Enthusiasts of the India-inspired facial yoga say it can reduce wrinkles and even help Americans skip Botox
NEW YORK: Hollywood stars tired of copious cosmetic surgery to look younger and even New Yorkers wanting to avoid going the obsessive way with Botox are turning to a refreshingly India-inspired solution: facial yoga.
Enthusiasts of face yoga workouts say that the skin tone improves and the results can be seen within the first few weeks.
Annelise Hagen, a yoga instructor and author of The Yoga Face, developed her facial exercises when she realised her students, mostly successful Manhattan professionals, were practicing yoga but getting Botox jabs.
“I was really shocked because I had this thriving yoga class and all these people were coming to me to learn yoga but they would go on to get Botox or plastic surgery. It didn’t seem to be in the spirit of yoga. I just wanted to help people not to be violent to them selves,” Hagen, a former actress who is at the forefront of the yoga movement, told DNA.

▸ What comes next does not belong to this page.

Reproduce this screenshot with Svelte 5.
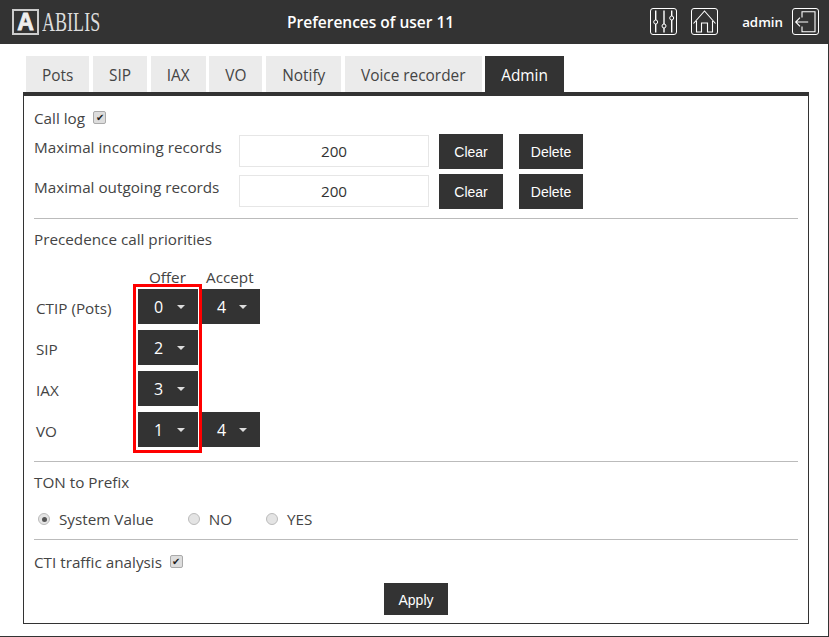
<script>
  const tabs = ["Pots", "SIP", "IAX", "VO", "Notify", "Voice recorder", "Admin"];
  const records = [
    { label: "Maximal incoming records", value: "200" },
    { label: "Maximal outgoing records", value: "200" },
  ];
  const priorities = [
    { label: "CTIP (Pots)", offer: 0, accept: 4 },
    { label: "SIP", offer: 2 },
    { label: "IAX", offer: 3 },
    { label: "VO", offer: 1, accept: 4 },
  ];
  const tonOptions = [
    { label: "System Value", checked: true },
    { label: "NO", checked: false },
    { label: "YES", checked: false },
  ];
</script>

<div class="page">
  <header class="topbar">
    <div class="logo">
      <span class="logo-box">A</span>
      <span class="logo-text">ABILIS</span>
    </div>
    <div class="title">Preferences of user 11</div>
    <div class="tools">
      <span class="icon-btn">
        <svg width="28" height="28" viewBox="0 0 28 28" fill="none" stroke="#fff" stroke-width="1">
          <rect x="0.5" y="0.5" width="26" height="26" rx="2.5" />
          <path d="M5.700 2.500v9.500M5.700 16v8.500M14 2.500v13.500M14 20v4.500M21.700 2.500v5.500M21.700 12v12.500" stroke-width="1.400" />
          <circle cx="5.700" cy="14" r="2" /><circle cx="14" cy="18" r="2" /><circle cx="21.700" cy="10" r="2" />
        </svg>
      </span>
      <span class="icon-btn home">
        <svg width="28" height="28" viewBox="0 0 28 28" fill="none" stroke="#fff" stroke-width="1">
          <rect x="0.5" y="0.5" width="26" height="26" rx="2.5" />
          <path d="M2.500 15.500 13.500 3 24.500 15.500M5.500 13v11h5v-9h6v9h5V13" stroke-width="1.100" />
        </svg>
      </span>
      <span class="user">admin</span>
      <span class="icon-btn">
        <svg width="28" height="28" viewBox="0 0 28 28" fill="none" stroke="#fff" stroke-width="1">
          <rect x="0.5" y="0.5" width="26" height="26" rx="2.5" />
          <path d="M10 9.500V3.700h13v20H10V18.500M3.700 14h12.500M8 9.700 3.700 14 8 18.300" stroke-width="1.100" />
        </svg>
      </span>
    </div>
  </header>

  <main class="content">
    <nav class="tabs">
      {#each tabs as tab}
        <div class="tab" class:active={tab === "Admin"}>{tab}</div>
      {/each}
    </nav>

    <section class="panel">
      <div class="check-row first">
        <span>Call log</span>
        <span class="check">✔</span>
      </div>
      {#each records as rec}
        <div class="record">
          <span class="record-label">{rec.label}</span>
          <div class="field">{rec.value}</div>
          <button class="btn clear">Clear</button>
          <button class="btn">Delete</button>
        </div>
      {/each}

      <hr class="rule-a" />
      <div class="heading">Precedence call priorities</div>

      <div class="prio">
        <div class="prio-head">
          <span class="col-offer">Offer</span>
          <span class="col-accept">Accept</span>
        </div>
        <div class="marked">
          {#each priorities as p}
            <div class="prio-row">
              <span class="prio-label">{p.label}</span>
              <div class="select">{p.offer}<i class="caret"></i></div>
              {#if p.accept !== undefined}
                <div class="select second">{p.accept}<i class="caret"></i></div>
              {/if}
            </div>
          {/each}
          <div class="highlight"></div>
        </div>
      </div>

      <hr class="rule-b" />
      <div class="heading ton">TON to Prefix</div>
      <div class="radios">
        {#each tonOptions as opt}
          <span class="radio-item">
            <span class="radio" class:on={opt.checked}></span>{opt.label}
          </span>
        {/each}
      </div>

      <hr class="rule-c" />
      <div class="check-row">
        <span>CTI traffic analysis</span>
        <span class="check">✔</span>
      </div>
      <div class="apply"><button class="btn">Apply</button></div>
    </section>
  </main>
</div>

<style>
  :global(body) { margin: 0; background: #fff; }
  .page { width: 829px; height: 637px; box-sizing: border-box; border-right: 1px solid #333; border-bottom: 1px solid #333; font-family: "Open Sans", sans-serif; font-size: 15.25px; color: #444; overflow: hidden; }
  .topbar { height: 44px; background: #333; color: #fff; display: flex; align-items: center; position: relative; margin-right: -1px; }
  .logo { display: flex; align-items: center; margin-left: 12px; gap: 3px; }
  .logo-box { box-sizing: border-box; width: 27px; height: 26px; border: 2px solid #ccc; font-family: "Liberation Sans", sans-serif; font-weight: 700; font-size: 23px; line-height: 23px; text-align: center; color: #eee; -webkit-text-stroke: 0.8px #eee; }
  .logo-text { font-family: "Liberation Serif", serif; font-size: 28px; color: #ddd; display: block; width: 58px; transform: scaleX(0.645); transform-origin: left center; }
  .title { position: absolute; left: 287px; top: 11px; font-size: 15.5px; font-weight: 600; line-height: 22px; }
  .tools { margin-left: auto; display: flex; align-items: center; margin-right: 10px; }
  .icon-btn { display: block; height: 27px; width: 27px; margin-top: -1px; }
  .icon-btn svg { display: block; }
  .home { margin-left: 14px; }
  .user { margin: 0 9px 0 24px; font-size: 13.3px; font-weight: 600; }
  .content { padding: 12px 19px 0 23px; }
  .tabs { display: flex; gap: 3.7px; padding-left: 3px; height: 36px; }
  .tab { background: #ebebeb; color: #444; padding: 0 16px; line-height: 39px; font-size: 15.4px; }
  .tab.active { background: #333; color: #fff; }
  .panel { box-sizing: border-box; height: 532px; border: 1px solid #333; border-top-width: 4px; padding: 0 10px; }
  .check-row { display: flex; align-items: center; gap: 8px; line-height: 20px; }
  .check-row.first { padding-top: 12px; padding-bottom: 3px; }
  .check { width: 11px; height: 11px; border: 1px solid #aaa; border-radius: 2px; background: #ddd; color: #222; font-size: 10px; line-height: 11px; text-align: center; position: relative; top: -1px; }
  .record { display: flex; align-items: center; height: 40px; }
  .record-label { width: 205px; position: relative; top: -4px; }
  .field { box-sizing: border-box; width: 190px; height: 32px; border: 1px solid #e6e6e6; text-align: center; line-height: 31px; color: #333; }
  .btn { border: 0; background: #333; color: #fff; font-family: "Liberation Sans", sans-serif; font-size: 14px; width: 64px; height: 35px; padding: 1px 0 0; }
  .clear { margin: 0 16px 0 10px; }
  hr { border: 0; border-top: 1px solid #bbb; margin: 0; }
  .rule-a { margin-top: 7px; }
  .heading { line-height: 20px; margin-top: 10px; }
  .heading.ton { margin-top: 10px; }
  .prio { margin-top: 20px; }
  .prio-head { display: flex; line-height: 17px; padding-left: 115px; }
  .col-offer { width: 57px; }
  .prio-row { display: flex; align-items: center; height: 41px; gap: 3px; }
  .marked { position: relative; }
  .prio-label { width: 98px; padding: 2px 0 0 2px; margin-right: 1px; }
  .select { width: 60px; height: 35px; background: #333; color: #fff; font-size: 16px; display: flex; align-items: center; padding-left: 16px; box-sizing: border-box; position: relative; }
  .select.second { width: 58px; margin-left: 1px; padding-left: 15px; }
  .caret { position: absolute; right: 13px; top: 16px; border: 4px solid transparent; border-top-color: #ddd; border-bottom: 0; }
  .highlight { position: absolute; left: 99px; top: -2px; width: 69px; height: 169px; box-sizing: border-box; border: 3px solid #f00; pointer-events: none; }
  .rule-b { margin-top: 11px; }
  .radios { display: flex; margin-top: 17px; line-height: 20px; padding-left: 4px; }
  .radio-item { display: flex; align-items: center; gap: 9px; margin-right: 34px; }
  .radio { width: 10px; height: 10px; border: 1px solid #bbb; border-radius: 50%; background: #e4e4e4; box-sizing: content-box; position: relative; }
  .radio.on::after { content: ""; position: absolute; left: 2.500px; top: 2.500px; width: 5px; height: 5px; border-radius: 50%; background: #555; }
  .rule-c { margin-top: 10px; margin-bottom: 12px; }
  .apply { display: flex; justify-content: center; margin-top: 11px; }
  .apply .btn { height: 32px; }
</style>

Her yoga book published by Penguin in August this year has already sold over 10,000 copies and gone into a second print run. Hagen’s facial exercises include the Lion Face (open your mouth wide and stick out your tongue for 60 seconds); Smiling Fish (fill your cheeks with air and blow it out like puffer fish), the Marilyn Monroe (purse your lips coquettishly and blow kisses while keeping your forehead smooth) and the Satchmo (puff out your face and transfer air from cheek to cheek) increase blood flow.
The exercises also encourage the growth of collagen, the magic substance that many Hollywood stars artificially plump their lips with to make themselves look more Angelina Joliesque.
Hagen’s hugely popular one-hour-long yoga classes include deep breathing exercises, inversion positions, meditation, and facial exercises including eye movements borrowed from Kathakali.
“The eye movements mean a lot in Kathakali. I use some of the traditional movements from the Indian dance to help exercise the ring muscle around the eyes,” said Hagen.
“Everyone in India probably already knows that yoga has more holistic benefits and anti-ageing is the just the side benefit of pursuing yoga. But I was finding a way to simply tweak everything for a Western audience and dial it up a notch for anti-aging,”
said Hagen, who started learning yoga as a 10-year-old when she started visiting an ashram in California with her mother.
“Yes, I have had Botox. Then again, every guy I know who works in the City has had it now,” said investment banker Brian Parker, 45. “But I don’t like needles so I have signed up at a yoga studio that teaches great facial exercises.”
Leta Koontz holds Fresh Face Yoga workshops at her studio for clients who range from 30 to 70.
“When you have something as wonderful as yoga to keep your mind and body alive I don’t see why anyone needs to go down the Botox road,” said yoga instructor Dvora Frust. “You can get rid of double chins by just looking up at the ceiling and stretching your neck.”